◆ Instruction
Select each line where the word "React" appears.
-- start Dataset content --
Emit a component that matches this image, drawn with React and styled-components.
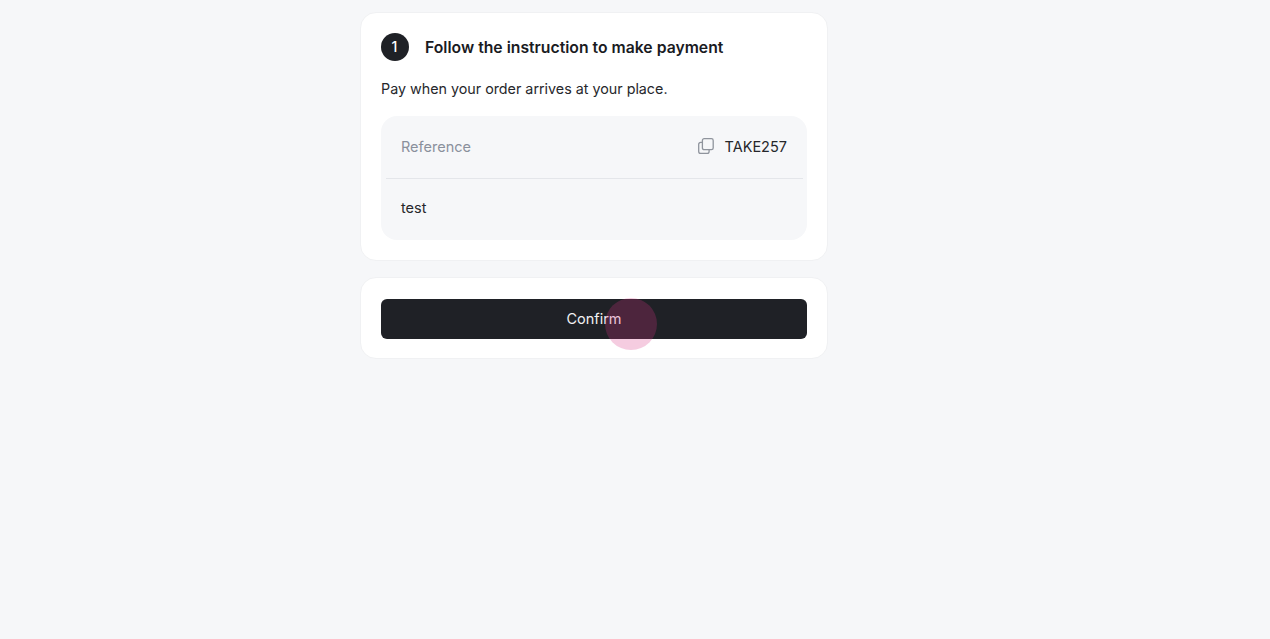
import React from "react";
import styled, { createGlobalStyle } from "styled-components";

const GlobalStyle = createGlobalStyle`
  html, body {
    margin: 0;
    padding: 0;
    height: 100%;
    overflow: hidden;
    background: #f6f7f9;
  }
  body {
    font-family: Inter, "Liberation Sans", sans-serif;
    color: #1f2024;
  }
`;

const Page = styled.main`
  width: 468px;
  margin-left: 360px;
  padding-top: 12px;
  display: flex;
  flex-direction: column;
  gap: 16px;
`;

const Card = styled.section`
  background: #fff;
  border: 1px solid #f0f1f3;
  border-radius: 16px;
  padding: ${props => props.$padding};
`;

const StepHeader = styled.div`
  display: flex;
  align-items: center;
  gap: 16px;
  height: 29px;
`;

const StepNumber = styled.span`
  width: 28px;
  height: 28px;
  padding-right: 1px;
  box-sizing: border-box;
  border-radius: 50%;
  background: #1f2126;
  color: #fff;
  font-size: 14px;
  font-weight: 500;
  display: flex;
  align-items: center;
  justify-content: center;
`;

const StepTitle = styled.h2`
  margin: 0;
  padding-top: 2px;
  font-size: 15.75px;
  line-height: 20px;
  font-weight: 600;
  color: #1a1b1f;
`;

const Instruction = styled.p`
  margin: 18px 0 17px;
  font-size: 14.3px;
  line-height: 20px;
  color: #26272b;
`;

const Details = styled.div`
  background: #f6f7f9;
  border-radius: 16px;
  padding: 0 4px 0 5px;
  height: 124px;
`;

const Row = styled.div`
  display: flex;
  align-items: center;
  justify-content: space-between;
  padding: 0 16px 2px 15px;
  height: ${props => props.$height}px;
  border-bottom: ${props => (props.$divided ? "1px solid #e4e6ea" : "none")};
  box-sizing: border-box;
`;

const Label = styled.span`
  font-size: 14.5px;
  color: #8a909c;
`;

const Value = styled.span`
  font-size: 14.5px;
  color: #26272b;
`;

const ReferenceValue = styled.div`
  display: flex;
  align-items: center;
  gap: 11px;
`;

const CopyIcon = styled.svg`
  width: 16px;
  height: 16px;
  color: #8f949d;
  display: block;
`;

const ConfirmWrap = styled.div`
  position: relative;
`;

const ConfirmButton = styled.button`
  display: block;
  width: 100%;
  height: 40px;
  border: none;
  border-radius: 6px;
  background: #1f2126;
  color: #f1f1f3;
  font-family: inherit;
  font-size: 14.5px;
  font-weight: 400;
  cursor: pointer;
`;

const CursorHalo = styled.span`
  position: absolute;
  left: 224px;
  top: -0.5px;
  width: 52px;
  height: 52px;
  border-radius: 50%;
  background: rgba(214, 51, 132, 0.25);
  pointer-events: none;
`;

const App = () => (
  <>
    <GlobalStyle />
    <Page>
      <Card $padding="19px 20px 20px">
        <StepHeader>
          <StepNumber>1</StepNumber>
          <StepTitle>Follow the instruction to make payment</StepTitle>
        </StepHeader>
        <Instruction>Pay when your order arrives at your place.</Instruction>
        <Details>
          <Row $height={63} $divided>
            <Label>Reference</Label>
            <ReferenceValue>
              <CopyIcon viewBox="0 0 16 16" fill="none" stroke="currentColor" strokeWidth="1.3">
                <rect x="4.4" y="0.7" width="10.8" height="11" rx="1.8" />
                <path d="M4.4 4.4H2.6A1.9 1.9 0 0 0 .7 6.3v7.1a1.9 1.9 0 0 0 1.9 1.9h6.6a1.9 1.9 0 0 0 1.9-1.9v-1.7" />
              </CopyIcon>
              <Value>TAKE257</Value>
            </ReferenceValue>
          </Row>
          <Row $height={58}>
            <Value>test</Value>
          </Row>
        </Details>
      </Card>
      <Card $padding="20.5px 20px 19px">
        <ConfirmWrap>
          <ConfirmButton>Confirm</ConfirmButton>
          <CursorHalo />
        </ConfirmWrap>
      </Card>
    </Page>
  </>
);

export default App;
-- end Dataset content --
◆ Solution to this problem
Emit a component that matches this image, drawn with React and styled-components.
import React from "react";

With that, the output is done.